Two users' SQL server admin credentials were exposed two users, plus some usernames that had not been in use for years, a Barracuda spokesperson says.
The hacker's post included screen shots of internal Barracuda email addresses and MD5 password hashes, as well as some from Barracuda University and internal live chat login information. The Web server that was hit was a Microsoft IIS 6.0-based platform, according to the disclosure.
Barracuda is the latest in a string of security firms to get hit this year, following HBGary, RSA, and Comodo. "Attackers are clearly targeting security companies. They are able to leverage the information they get for further attacks on their customers," says Chris Wysopal, CTO at Veracode. "It is not known at this time whether that is the intent of these attackers."
Coca-Cola, FedEx, Harvard University, IBM, L'Oreal, and Europcar are all customers of the privately held Barracuda, according to the security vendor's website.
Security experts say based on the screenshots posted on Barracuda by the alleged hackers, the breach appears to be a serious one.
"Barracuda employee password hashes were disclosed to the attackers. It is likely that many of these will be cracked swiftly and that some of these passwords give other access within Barracuda, perhaps through reuse," Wysopal said earlier today, prior to Barracuda's statement.
An older feature in Barracuda's security products for connecting to a customer's device was updated a while back so that the user would have to set up that support connection. But there still might be older versions out that don't have this feature, thus leaving those devices and customers vulnerable to attack, he says. "Since we don't know the intent of the attackers or where else they may have penetrated within Barracuda, it seems prudent to turn off updates until Barracuda can investigate and give the 'all clear' that their update mechanisms were not compromised," Wysopal says.
Wysopal applauded Barracuda's rapid public response to the attack and spelling out what was compromised. "This helps customers gauge how at risk they are when a security product or services provider is compromised.

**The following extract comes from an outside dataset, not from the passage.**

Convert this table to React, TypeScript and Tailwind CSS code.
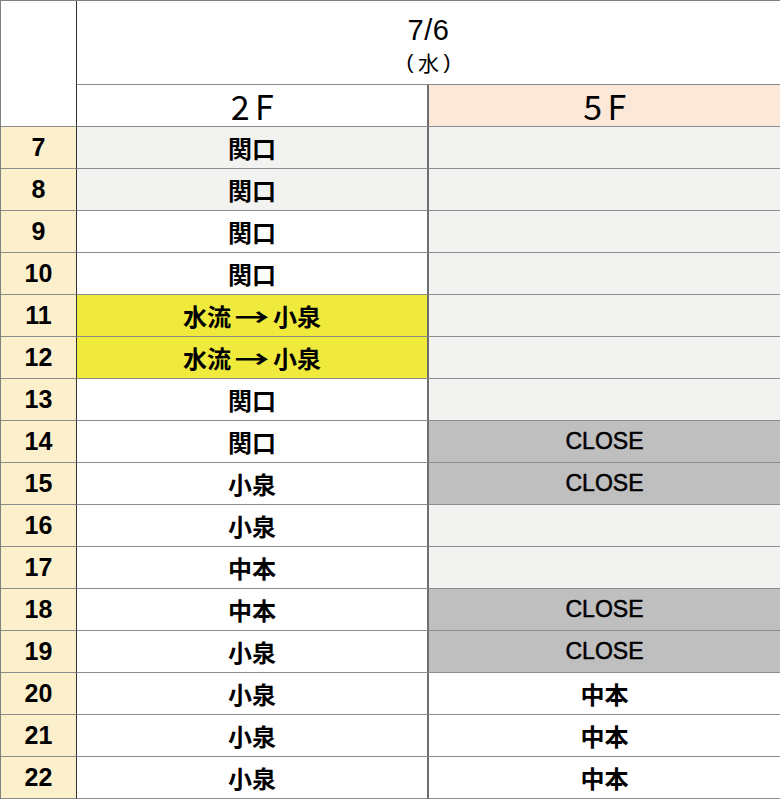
type Cell = { text?: string; tone: "white" | "gray" | "yellow" | "close" };

interface Row {
  hour: number;
  f2: Cell;
  f5: Cell;
}

const light: Cell = { tone: "gray" };
const close: Cell = { text: "CLOSE", tone: "close" };

const rows: Row[] = [
  { hour: 7, f2: { text: "関口", tone: "gray" }, f5: light },
  { hour: 8, f2: { text: "関口", tone: "gray" }, f5: light },
  { hour: 9, f2: { text: "関口", tone: "white" }, f5: light },
  { hour: 10, f2: { text: "関口", tone: "white" }, f5: light },
  { hour: 11, f2: { text: "水流→小泉", tone: "yellow" }, f5: light },
  { hour: 12, f2: { text: "水流→小泉", tone: "yellow" }, f5: light },
  { hour: 13, f2: { text: "関口", tone: "white" }, f5: light },
  { hour: 14, f2: { text: "関口", tone: "white" }, f5: close },
  { hour: 15, f2: { text: "小泉", tone: "white" }, f5: close },
  { hour: 16, f2: { text: "小泉", tone: "white" }, f5: light },
  { hour: 17, f2: { text: "中本", tone: "white" }, f5: light },
  { hour: 18, f2: { text: "中本", tone: "white" }, f5: close },
  { hour: 19, f2: { text: "小泉", tone: "white" }, f5: close },
  { hour: 20, f2: { text: "小泉", tone: "white" }, f5: { text: "中本", tone: "white" } },
  { hour: 21, f2: { text: "小泉", tone: "white" }, f5: { text: "中本", tone: "white" } },
  { hour: 22, f2: { text: "小泉", tone: "white" }, f5: { text: "中本", tone: "white" } },
];

const toneClass = {
  white: "bg-white",
  gray: "bg-[#f2f2f0]",
  yellow: "bg-[#efea3c]",
  close: "bg-[#bfbfbf]",
};

// 矢印は全角より幅広に見えるので少し引き伸ばす
function NameText({ text }: { text: string }) {
  if (!text.includes("→")) return <>{text}</>;
  const [from, to] = text.split("→");
  return (
    <>
      {from}
      <span className="inline-block w-[42px] text-center scale-x-[1.45]">→</span>
      {to}
    </>
  );
}

function ShiftCell({ cell, wide }: { cell: Cell; wide?: boolean }) {
  const isClose = cell.text === "CLOSE";
  return (
    <div
      className={`h-[42px] flex items-center justify-center border-b border-[#8c8c8c] ${
        wide ? "border-r-2 border-r-[#6e6e6e]" : ""
      } ${toneClass[cell.tone]}`}
    >
      {cell.text && (
        <span
          className={
            isClose
              ? "text-[23px] leading-none text-black font-['Liberation_Sans',Arial,sans-serif] [-webkit-text-stroke:0.5px_black]"
              : "text-[24px] leading-none font-bold text-black whitespace-nowrap"
          }
        >
          {isClose ? cell.text : <NameText text={cell.text} />}
        </span>
      )}
    </div>
  );
}

function FloorLabel({ label }: { label: string }) {
  return <span className="text-[34px] leading-none tracking-[0.16em] pl-[6px]">{label}</span>;
}

export default function App() {
  return (
    <div className="w-[780px] h-[800px] bg-white overflow-hidden font-['Noto_Sans_CJK_JP','Noto_Sans',sans-serif] text-black">
      <div className="border-t border-l border-[#808080] grid grid-cols-[76px_352px_351px]">
        {/* Header */}
        <div className="row-span-2 border-r border-[#333] border-b border-b-[#8c8c8c] bg-white" />
        <div className="col-span-2 h-[84px] border-b border-[#8c8c8c] flex flex-col items-center pt-[14px]">
          <span className="text-[29px] leading-[30px] tracking-[0.02em] font-['Liberation_Sans',Arial,sans-serif]">7/6</span>
          <span className="flex items-center h-[22px] mt-[6px] text-[21px] leading-[22px]">
            <span className="w-[15px] text-center font-['Liberation_Sans',Arial,sans-serif]">(</span>
            <span className="w-[22px] text-center">水</span>
            <span className="w-[15px] text-center font-['Liberation_Sans',Arial,sans-serif]">)</span>
          </span>
        </div>
        <div className="h-[42px] border-b border-[#8c8c8c] border-r-2 border-r-[#6e6e6e] flex items-center justify-center bg-white">
          <FloorLabel label="2F" />
        </div>
        <div className="h-[42px] border-b border-[#8c8c8c] flex items-center justify-center bg-[#fce8d9]">
          <FloorLabel label="5F" />
        </div>

        {/* Rows */}
        {rows.map((r) => (
          <div key={r.hour} className="contents">
            <div className="h-[42px] bg-[#fcefcb] border-r border-[#333] border-b border-b-[#8c8c8c] flex items-center justify-center">
              <span className="text-[25px] leading-none font-bold font-['Liberation_Sans_Narrow','Liberation_Sans',Arial,sans-serif]">
                {r.hour}
              </span>
            </div>
            <ShiftCell cell={r.f2} wide />
            <ShiftCell cell={r.f5} />
          </div>
        ))}
      </div>
    </div>
  );
}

The trend of detailed attack disclosure by security companies such as RSA, HB Gary, and now Barracuda is a positive sign," he says. "My hope is that non-security companies such as Epsilon will do the same so the community can learn what attacks are working."
Meanwhile, the hacker who posted the breach information also gave a shout-out to several other hackers in his post, "Sorcerer," Kill_Tech," Y0y0, Sherina84, Tr4nsltr, Upxilon, Ghimau, otak, "and all Malaysian Hackers."